> _Task prompt_
The records below must be output exactly, without pictures.

> _Stored rows_
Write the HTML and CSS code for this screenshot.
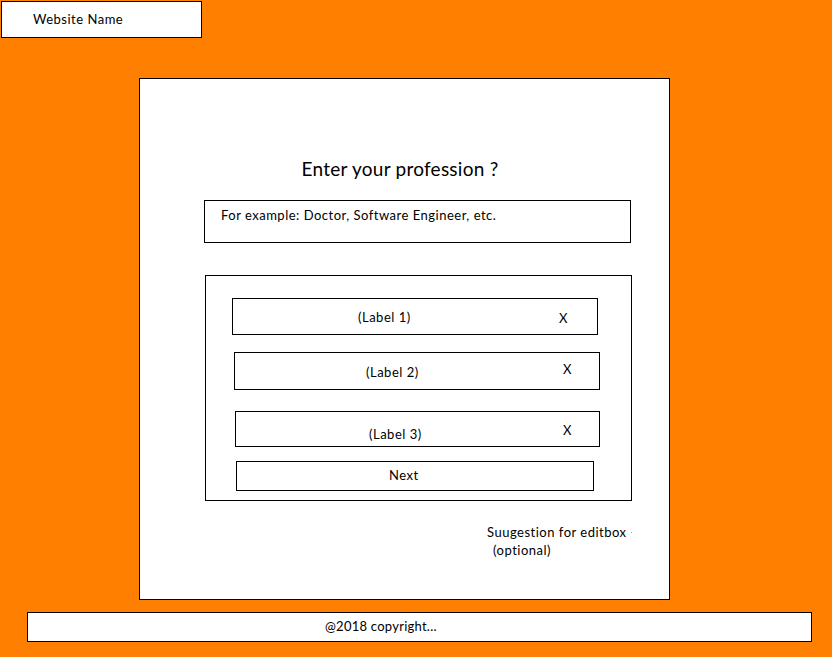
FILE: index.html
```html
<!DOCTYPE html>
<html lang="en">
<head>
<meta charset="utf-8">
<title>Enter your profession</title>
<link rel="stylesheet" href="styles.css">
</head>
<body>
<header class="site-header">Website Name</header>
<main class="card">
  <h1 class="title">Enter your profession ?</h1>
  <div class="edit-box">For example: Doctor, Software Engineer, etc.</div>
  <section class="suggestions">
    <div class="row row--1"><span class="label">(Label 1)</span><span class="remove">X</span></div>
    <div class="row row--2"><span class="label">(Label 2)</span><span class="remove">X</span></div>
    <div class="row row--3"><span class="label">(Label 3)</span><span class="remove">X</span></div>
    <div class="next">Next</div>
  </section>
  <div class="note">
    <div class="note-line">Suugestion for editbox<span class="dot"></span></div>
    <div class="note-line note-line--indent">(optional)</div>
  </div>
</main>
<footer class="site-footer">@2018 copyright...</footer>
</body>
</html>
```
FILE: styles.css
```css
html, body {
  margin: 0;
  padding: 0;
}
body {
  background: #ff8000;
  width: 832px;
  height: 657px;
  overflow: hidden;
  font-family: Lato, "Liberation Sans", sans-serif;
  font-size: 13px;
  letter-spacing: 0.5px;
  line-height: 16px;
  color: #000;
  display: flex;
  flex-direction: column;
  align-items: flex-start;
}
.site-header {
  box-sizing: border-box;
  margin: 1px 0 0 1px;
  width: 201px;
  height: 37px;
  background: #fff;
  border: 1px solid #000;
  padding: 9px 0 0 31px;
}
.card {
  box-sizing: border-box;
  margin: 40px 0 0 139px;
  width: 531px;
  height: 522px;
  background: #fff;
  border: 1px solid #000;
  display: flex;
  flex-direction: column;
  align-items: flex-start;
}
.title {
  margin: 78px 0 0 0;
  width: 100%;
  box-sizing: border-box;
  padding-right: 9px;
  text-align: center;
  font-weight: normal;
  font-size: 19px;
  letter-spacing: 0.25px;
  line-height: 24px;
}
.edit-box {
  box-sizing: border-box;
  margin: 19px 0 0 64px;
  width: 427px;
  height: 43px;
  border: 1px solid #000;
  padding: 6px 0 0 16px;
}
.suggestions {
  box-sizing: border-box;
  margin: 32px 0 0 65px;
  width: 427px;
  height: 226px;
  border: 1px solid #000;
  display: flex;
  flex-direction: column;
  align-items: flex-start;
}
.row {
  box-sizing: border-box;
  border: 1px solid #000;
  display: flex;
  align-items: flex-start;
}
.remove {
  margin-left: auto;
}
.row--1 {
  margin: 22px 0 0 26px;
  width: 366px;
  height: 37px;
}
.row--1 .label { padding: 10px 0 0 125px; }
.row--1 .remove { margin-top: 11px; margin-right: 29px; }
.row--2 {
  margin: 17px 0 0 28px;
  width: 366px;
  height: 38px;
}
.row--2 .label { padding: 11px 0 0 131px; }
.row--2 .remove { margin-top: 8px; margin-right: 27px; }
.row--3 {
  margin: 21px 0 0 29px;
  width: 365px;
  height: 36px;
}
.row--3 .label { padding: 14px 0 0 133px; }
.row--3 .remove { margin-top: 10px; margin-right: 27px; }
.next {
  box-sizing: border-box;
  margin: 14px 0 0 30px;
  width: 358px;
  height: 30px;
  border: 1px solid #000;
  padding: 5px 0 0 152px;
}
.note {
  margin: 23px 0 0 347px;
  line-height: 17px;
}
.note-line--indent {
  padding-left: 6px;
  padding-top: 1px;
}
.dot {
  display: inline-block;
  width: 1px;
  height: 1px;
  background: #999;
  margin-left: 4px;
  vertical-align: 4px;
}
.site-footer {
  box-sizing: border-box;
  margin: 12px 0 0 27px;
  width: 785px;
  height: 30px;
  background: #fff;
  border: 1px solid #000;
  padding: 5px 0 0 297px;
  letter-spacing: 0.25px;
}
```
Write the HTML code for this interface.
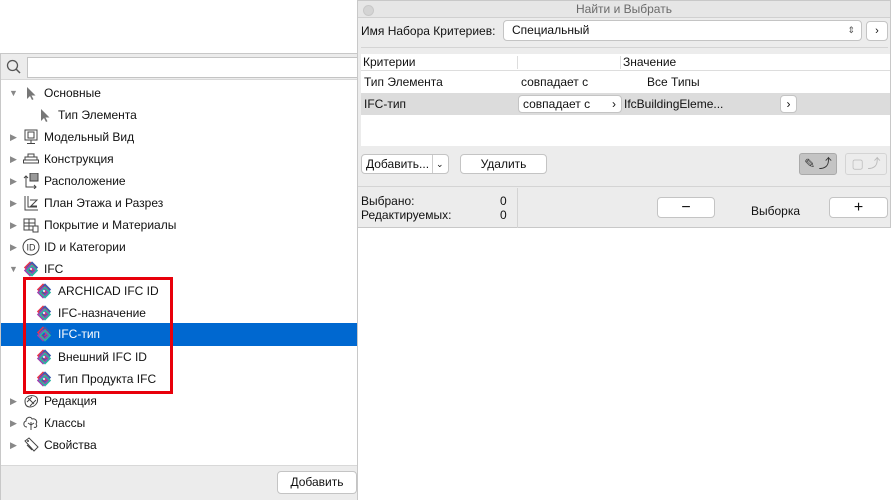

> _Answer to the exercise_
Write the HTML and CSS code for this screenshot.
FILE: index.html
```html
<!DOCTYPE html>
<html lang="en">
<head>
<meta charset="utf-8">
<title>Enter your profession</title>
<link rel="stylesheet" href="styles.css">
</head>
<body>
<header class="site-header">Website Name</header>
<main class="card">
  <h1 class="title">Enter your profession ?</h1>
  <div class="edit-box">For example: Doctor, Software Engineer, etc.</div>
  <section class="suggestions">
    <div class="row row--1"><span class="label">(Label 1)</span><span class="remove">X</span></div>
    <div class="row row--2"><span class="label">(Label 2)</span><span class="remove">X</span></div>
    <div class="row row--3"><span class="label">(Label 3)</span><span class="remove">X</span></div>
    <div class="next">Next</div>
  </section>
  <div class="note">
    <div class="note-line">Suugestion for editbox<span class="dot"></span></div>
    <div class="note-line note-line--indent">(optional)</div>
  </div>
</main>
<footer class="site-footer">@2018 copyright...</footer>
</body>
</html>
```
FILE: styles.css
```css
html, body {
  margin: 0;
  padding: 0;
}
body {
  background: #ff8000;
  width: 832px;
  height: 657px;
  overflow: hidden;
  font-family: Lato, "Liberation Sans", sans-serif;
  font-size: 13px;
  letter-spacing: 0.5px;
  line-height: 16px;
  color: #000;
  display: flex;
  flex-direction: column;
  align-items: flex-start;
}
.site-header {
  box-sizing: border-box;
  margin: 1px 0 0 1px;
  width: 201px;
  height: 37px;
  background: #fff;
  border: 1px solid #000;
  padding: 9px 0 0 31px;
}
.card {
  box-sizing: border-box;
  margin: 40px 0 0 139px;
  width: 531px;
  height: 522px;
  background: #fff;
  border: 1px solid #000;
  display: flex;
  flex-direction: column;
  align-items: flex-start;
}
.title {
  margin: 78px 0 0 0;
  width: 100%;
  box-sizing: border-box;
  padding-right: 9px;
  text-align: center;
  font-weight: normal;
  font-size: 19px;
  letter-spacing: 0.25px;
  line-height: 24px;
}
.edit-box {
  box-sizing: border-box;
  margin: 19px 0 0 64px;
  width: 427px;
  height: 43px;
  border: 1px solid #000;
  padding: 6px 0 0 16px;
}
.suggestions {
  box-sizing: border-box;
  margin: 32px 0 0 65px;
  width: 427px;
  height: 226px;
  border: 1px solid #000;
  display: flex;
  flex-direction: column;
  align-items: flex-start;
}
.row {
  box-sizing: border-box;
  border: 1px solid #000;
  display: flex;
  align-items: flex-start;
}
.remove {
  margin-left: auto;
}
.row--1 {
  margin: 22px 0 0 26px;
  width: 366px;
  height: 37px;
}
.row--1 .label { padding: 10px 0 0 125px; }
.row--1 .remove { margin-top: 11px; margin-right: 29px; }
.row--2 {
  margin: 17px 0 0 28px;
  width: 366px;
  height: 38px;
}
.row--2 .label { padding: 11px 0 0 131px; }
.row--2 .remove { margin-top: 8px; margin-right: 27px; }
.row--3 {
  margin: 21px 0 0 29px;
  width: 365px;
  height: 36px;
}
.row--3 .label { padding: 14px 0 0 133px; }
.row--3 .remove { margin-top: 10px; margin-right: 27px; }
.next {
  box-sizing: border-box;
  margin: 14px 0 0 30px;
  width: 358px;
  height: 30px;
  border: 1px solid #000;
  padding: 5px 0 0 152px;
}
.note {
  margin: 23px 0 0 347px;
  line-height: 17px;
}
.note-line--indent {
  padding-left: 6px;
  padding-top: 1px;
}
.dot {
  display: inline-block;
  width: 1px;
  height: 1px;
  background: #999;
  margin-left: 4px;
  vertical-align: 4px;
}
.site-footer {
  box-sizing: border-box;
  margin: 12px 0 0 27px;
  width: 785px;
  height: 30px;
  background: #fff;
  border: 1px solid #000;
  padding: 5px 0 0 297px;
  letter-spacing: 0.25px;
}
```
Write the HTML code for this interface.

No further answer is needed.